• **SET EXERCISE**
Where a line contains the string "with", copy that line.

• **DATASET EXTRACT**
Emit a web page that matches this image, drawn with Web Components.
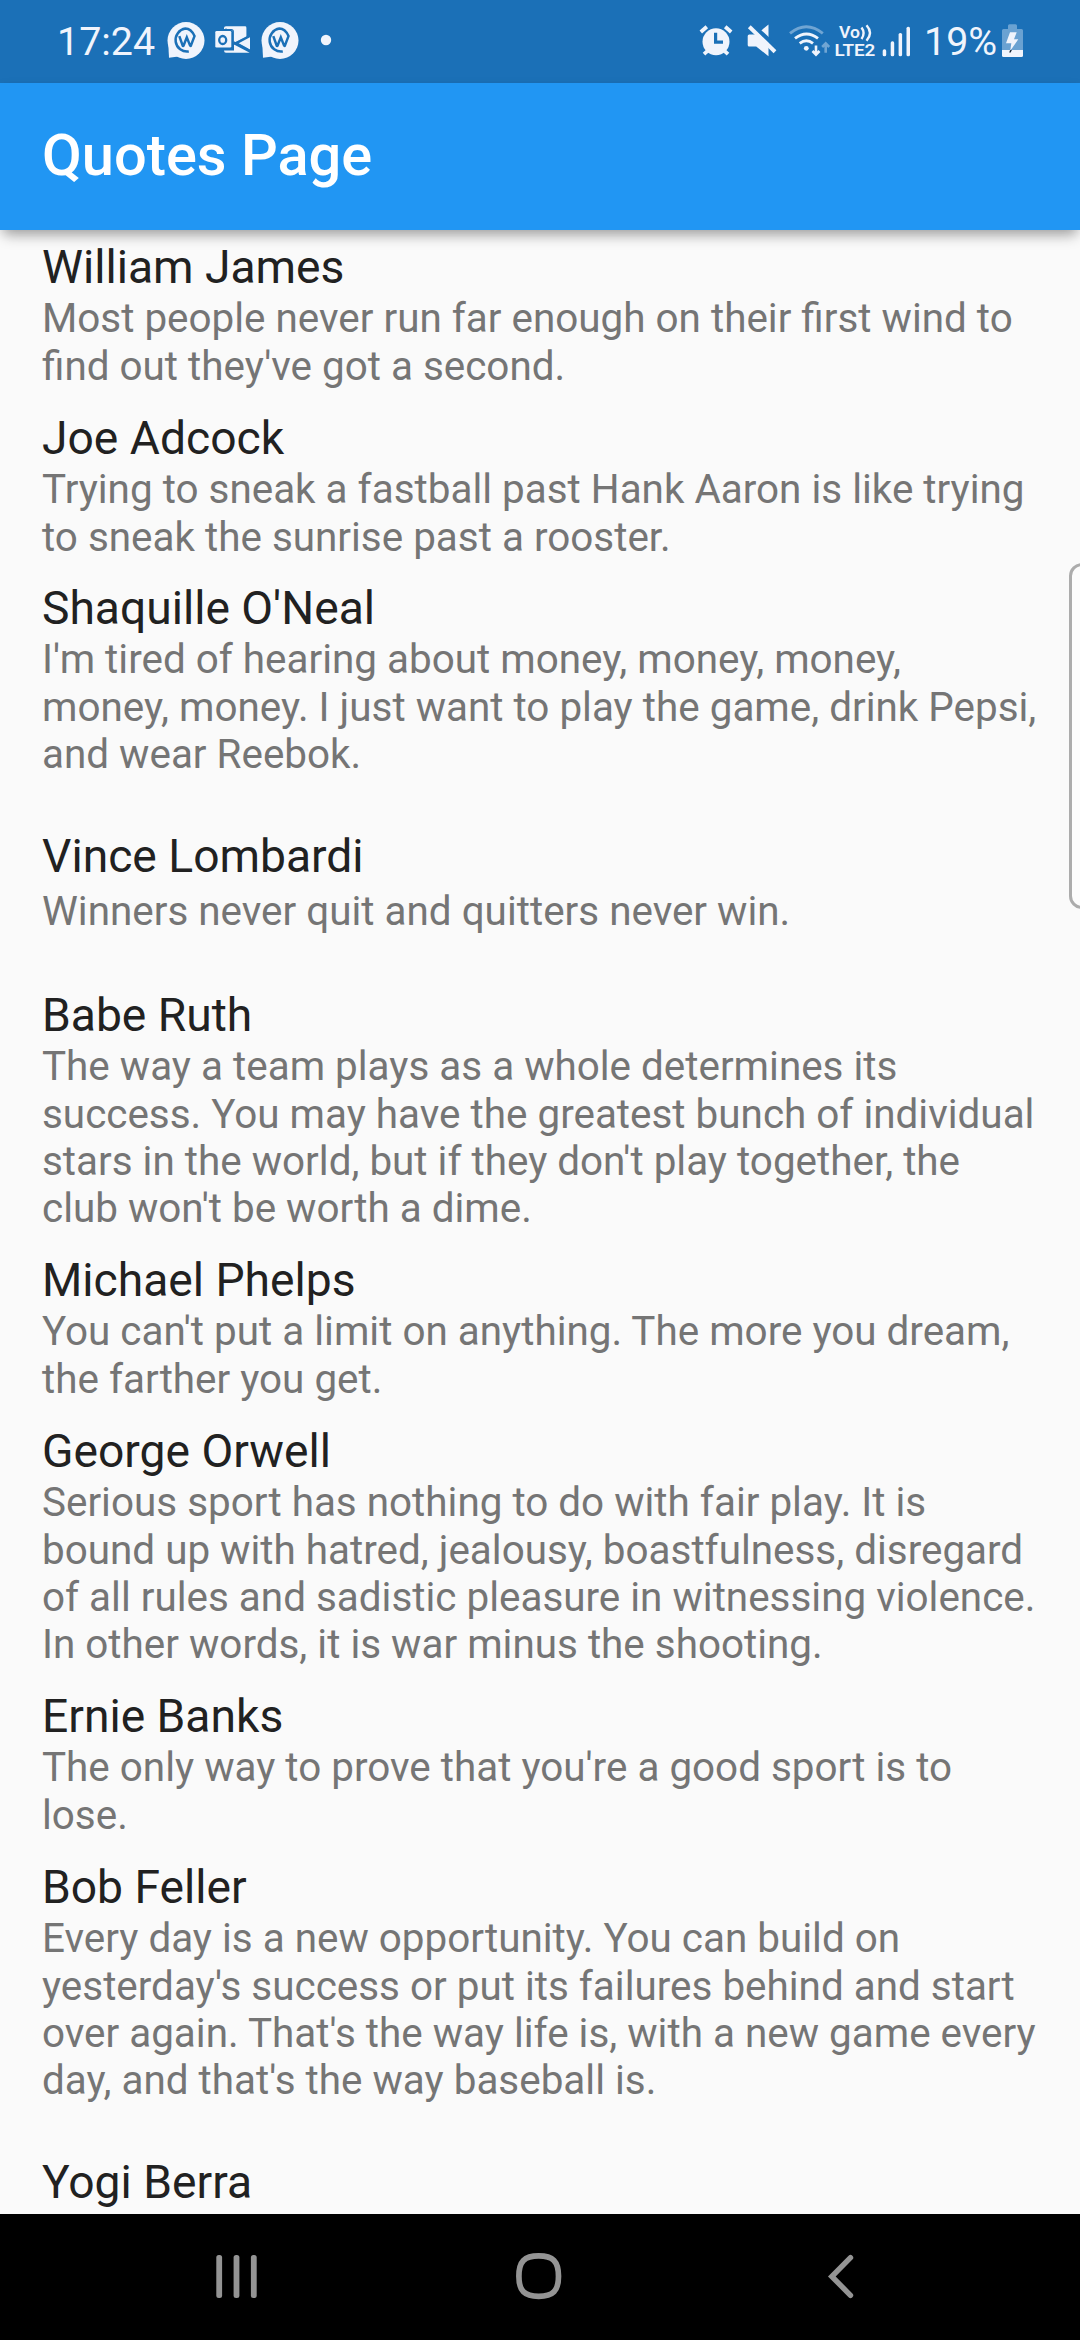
<!DOCTYPE html>
<html lang="en">
<head>
<meta charset="utf-8">
<title>Quotes Page</title>
<style>
html,body{margin:0;padding:0;background:#fafafa}
body{font-family:Roboto,sans-serif;width:1080px;height:2340px;overflow:hidden}
</style>
</head>
<body>
<quotes-app></quotes-app>
<script>
class BaseElement extends HTMLElement {
  constructor(){
    super();
    this.attachShadow({mode:'open'}).innerHTML = `<style>${this.constructor.css}</style>${this.constructor.html}`;
  }
}

const workplace = x => `<svg width="38" height="40" viewBox="166.500 20 38 40" style="margin-left:${x}px">
  <circle cx="185.500" cy="40.500" r="18.500" fill="#f0f4fc"/><path d="M167.800 44l.7 13.700 9.500-1.200z" fill="#f0f4fc"/>
  <path d="M178.800 36l3.300 9.300q.5 1.200 1 0l3.200-8.100 3.200 8.100q.5 1.200 1 0l3.500-9.300C191.500 30.500 188 28.500 184.900 28.500A11.500 11.500 0 1 0 188.300 51.300" transform="translate(0 .1)" fill="none" stroke="#1b70b7" stroke-width="2.500"/>
</svg>`;

customElements.define('status-bar', class extends BaseElement {
  static css = `
    :host{display:flex;align-items:flex-start;justify-content:space-between;box-sizing:border-box;height:83px;background:#1b70b7;color:#f0f4fc;padding:20px 55px 0 57px;font:400 39.400px/44px Roboto,sans-serif}
    .g{display:flex;align-items:flex-start;height:44px}
    svg{display:block;flex:none}
    .time{width:97px;white-space:nowrap}
    .pct{width:73px;white-space:nowrap;margin-left:13px}`;
  static html = `
  <div class="g"><span class="time">17:24</span>
    ${workplace(12.5)}
    <svg width="36" height="40" viewBox="215 20 36 40" style="margin-left:10.500px">
      <g fill="#f0f4fc"><path d="M226 26.300h19q1.400 0 1.400 1.400v9.300l-12.900 6.300H224V28q0-1.700 2-1.700z"/><path d="M250 37.300v12.200l-11.300-6.300z"/><path d="M234 44.500l15.700 8.200H226q-2 0-2-2.200h10z"/></g>
      <rect x="214.800" y="30" width="18.200" height="18.700" rx="2" fill="#1b70b7"/>
      <rect x="215.300" y="31" width="16" height="16.600" rx="1.300" fill="#f0f4fc"/>
      <path d="M226 31v-2.500M224 29.600h7.300q2 0 2 2v15.800q0 1.600-1.600 1.600H224" fill="none" stroke="#1b70b7" stroke-width="1.200"/>
      <ellipse cx="222.700" cy="40" rx="3.500" ry="4" fill="none" stroke="#1b70b7" stroke-width="2.300"/>
      <path d="M233.500 44l16-8.300M233.500 42l16 8.400" stroke="#1b70b7" stroke-width="1.700"/>
    </svg>
    ${workplace(9.500)}
    <svg width="12" height="40" viewBox="320 20 12 40" style="margin-left:21.500px"><circle cx="326" cy="40" r="5.200" fill="#f0f4fc"/></svg>
  </div>
  <div class="g">
    <svg width="36" height="40" viewBox="698 20 36 40">
      <circle cx="716" cy="41.800" r="13.500" fill="#f0f4fc"/>
      <path d="M700.800 32l6-5.200M731.200 32l-6-5.200M704 54.200l5-4.500M728 54.200l-5-4.500" stroke="#f0f4fc" stroke-width="3.800"/>
      <path d="M715.600 32.700v9.500h7.400" fill="none" stroke="#1b70b7" stroke-width="3.200"/>
    </svg>
    <svg width="32" height="40" viewBox="745 20 32 40" style="margin-left:11px">
      <path d="M749.200 34.500h7l12.300-10v31.700l-12.300-9.700h-7q-1.500 0-1.500-1.500v-9q0-1.500 1.500-1.500z" fill="#f0f4fc"/>
      <path d="M747 20l33 30.500" stroke="#1b70b7" stroke-width="4.500"/>
      <path d="M749.300 26.700l25.700 25" stroke="#f0f4fc" stroke-width="4"/>
    </svg>
    <svg width="44" height="40" viewBox="788 20 44 40" style="margin-left:11px">
      <g fill="none" stroke="#f0f4fc" stroke-width="2.900"><path d="M790 33.300Q806.300 20 822.800 33.300" opacity=".4"/><path d="M795 38.300Q806.500 29.500 818 38.300"/><path d="M799.700 43.400Q806.400 38.200 813 43.400"/></g>
      <circle cx="806.300" cy="48.300" r="2.400" fill="#f0f4fc"/>
      <path d="M816 45.500v9M812.500 51l3.500 3.600 3.500-3.600" fill="none" stroke="#f0f4fc" stroke-width="2.600"/>
      <path d="M825.700 52.700v-9M822.200 47l3.500-3.600 3.500 3.600" fill="none" stroke="#f0f4fc" stroke-width="2.600" opacity=".4"/>
    </svg>
    <svg width="44" height="40" viewBox="833 20 44 40" style="margin-left:1px" font-family="Roboto" font-weight="600" fill="#f0f4fc">
      <text x="839" y="37.700" font-size="16.500" textLength="21" lengthAdjust="spacingAndGlyphs">Vo</text>
      <path d="M861.500 27.500q4.200 5.500 0 11.500M866.500 25.200q7 7.600 0 15.600" fill="none" stroke="#f0f4fc" stroke-width="2.400"/>
      <text x="834.400" y="56" font-size="17.300" textLength="41" lengthAdjust="spacingAndGlyphs">LTE2</text>
    </svg>
    <svg width="30" height="40" viewBox="881 20 30 40" style="margin-left:4px" fill="#f0f4fc">
      <rect x="882.700" y="49.300" width="3.500" height="7" rx="1.600"/><rect x="890.700" y="41.300" width="3.500" height="15" rx="1.600"/><rect x="898.600" y="33" width="3.500" height="23.300" rx="1.600"/><rect x="906.500" y="26.700" width="3.500" height="29.600" rx="1.600"/>
    </svg>
    <span class="pct">19%</span>
    <svg width="24" height="40" viewBox="1001 20 24 40" style="margin-left:4px">
      <path d="M1008 29v-3.200q0-1.500 1.500-1.500h6q1.500 0 1.500 1.500V29h4.500q1.500 0 1.500 1.500V50h-21V30.500q0-1.500 1.500-1.500z" fill="#6aa2d2"/>
      <path d="M1002 50h21v5.500q0 1.500-1.500 1.500h-18q-1.500 0-1.500-1.500z" fill="#f0f4fc"/>
      <path d="M1010 32.300h6.700l-2.700 7h4.300l-8 11.500 1-7.500h-5.300z" fill="#f0f4fc"/><path d="M1010 50.300l2-.5-1.300 2.700h-1.500z" fill="#152434"/>
    </svg>
  </div>`;
});

customElements.define('app-bar', class extends BaseElement {
  static css = `
    :host{display:flex;align-items:center;height:147px;box-sizing:border-box;padding:0 42px 3px;background:#2196f3;color:#fff;position:relative;z-index:1;box-shadow:0 9px 13px -4px rgba(0,0,0,.32),0 3px 10px rgba(0,0,0,.08)}
    h1{margin:0;font:500 57.750px/68px Roboto,sans-serif;white-space:nowrap}`;
  static html = `<h1><slot></slot></h1>`;
});

customElements.define('quote-tile', class extends BaseElement {
  static css = `
    :host{display:flex;flex-direction:column;box-sizing:border-box;flex:none;padding:10px 0 0 42px;gap:0}
    :host([single]){padding-top:40px;gap:4px}
    .name{font-size:46.200px;line-height:54px;color:#212121;white-space:nowrap}
    .quote{font-size:40.425px;line-height:47.360px;color:#757575;white-space:nowrap;padding-top:1.300px}`;
  static html = `<div class="name"><slot name="author"></slot></div><div class="quote"><slot></slot></div>`;
});

customElements.define('nav-bar', class extends BaseElement {
  static css = `
    :host{display:flex;align-items:flex-start;height:126px;box-sizing:border-box;background:#000;padding:36px 226px 0 213px;position:relative;z-index:1}
    svg{display:block;flex:none}`;
  static html = `
    <svg width="48" height="54" viewBox="213 2250 48 54"><g fill="#949494"><rect x="216.300" y="2255" width="5.800" height="43" rx="2.500"/><rect x="233.600" y="2255" width="5.800" height="43" rx="2.500"/><rect x="250.900" y="2255" width="5.800" height="43" rx="2.500"/></g></svg>
    <svg width="54" height="54" viewBox="512 2250 54 54" style="margin-left:251px"><path d="M538.700 2255.900C553 2255.900 558.500 2261.500 558.500 2276.200S553 2296.400 538.700 2296.400S518.900 2291 518.900 2276.200S524.400 2255.900 538.700 2255.900z" fill="none" stroke="#949494" stroke-width="5.700"/></svg>
    <svg width="30" height="54" viewBox="824 2250 30 54" style="margin-left:258px"><path d="M850.500 2257.700L831.800 2276.500l18.700 18.800" fill="none" stroke="#949494" stroke-width="5.400" stroke-linecap="round"/></svg>`;
});

customElements.define('edge-handle', class extends BaseElement {
  static css = `:host{display:block;position:absolute;z-index:2;left:1069px;top:563px;width:30px;height:346px;box-sizing:border-box;border:3px solid #acacac;border-radius:13px;background:#fcfcfc}`;
  static html = ``;
});

customElements.define('quotes-app', class extends BaseElement {
  static css = `
    :host{display:flex;flex-direction:column;position:relative;width:1080px;height:2340px;overflow:hidden;background:#fafafa;font-family:Roboto,sans-serif}
    main{flex:1;min-height:0;overflow:hidden;display:flex;flex-direction:column}`;
  static html = `
  <status-bar></status-bar>
  <app-bar>Quotes Page</app-bar>
  <main>
    <quote-tile style="height:171px"><span slot="author">William James</span>Most people never run far enough on their first wind to<br>find out they've got a second.</quote-tile>
    <quote-tile style="height:170px"><span slot="author">Joe Adcock</span>Trying to sneak a fastball past Hank Aaron is like trying<br>to sneak the sunrise past a rooster.</quote-tile>
    <quote-tile style="height:218px"><span slot="author">Shaquille O'Neal</span>I'm tired of hearing about money, money, money,<br>money, money. I just want to play the game, drink Pepsi,<br>and wear Reebok.</quote-tile>
    <quote-tile single style="height:189px"><span slot="author">Vince Lombardi</span>Winners never quit and quitters never win.</quote-tile>
    <quote-tile style="height:265px"><span slot="author">Babe Ruth</span>The way a team plays as a whole determines its<br>success. You may have the greatest bunch of individual<br>stars in the world, but if they don't play together, the<br>club won't be worth a dime.</quote-tile>
    <quote-tile style="height:171px"><span slot="author">Michael Phelps</span>You can't put a limit on anything. The more you dream,<br>the farther you get.</quote-tile>
    <quote-tile style="height:265px"><span slot="author">George Orwell</span>Serious sport has nothing to do with fair play. It is<br>bound up with hatred, jealousy, boastfulness, disregard<br>of all rules and sadistic pleasure in witnessing violence.<br>In other words, it is war minus the shooting.</quote-tile>
    <quote-tile style="height:171px"><span slot="author">Ernie Banks</span>The only way to prove that you're a good sport is to<br>lose.</quote-tile>
    <quote-tile style="height:265px"><span slot="author">Bob Feller</span>Every day is a new opportunity. You can build on<br>yesterday's success or put its failures behind and start<br>over again. That's the way life is, with a new game every<br>day, and that's the way baseball is.</quote-tile>
    <quote-tile single style="height:99px"><span slot="author">Yogi Berra</span></quote-tile>
  </main>
  <nav-bar></nav-bar>
  <edge-handle></edge-handle>`;
});
</script>
</body>
</html>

• **EXERCISE SOLUTION**
Emit a web page that matches this image, drawn with Web Components.
    <quote-tile style="height:265px"><span slot="author">George Orwell</span>Serious sport has nothing to do with fair play. It is<br>bound up with hatred, jealousy, boastfulness, disregard<br>of all rules and sadistic pleasure in witnessing violence.<br>In other words, it is war minus the shooting.</quote-tile>
    <quote-tile style="height:265px"><span slot="author">Bob Feller</span>Every day is a new opportunity. You can build on<br>yesterday's success or put its failures behind and start<br>over again. That's the way life is, with a new game every<br>day, and that's the way baseball is.</quote-tile>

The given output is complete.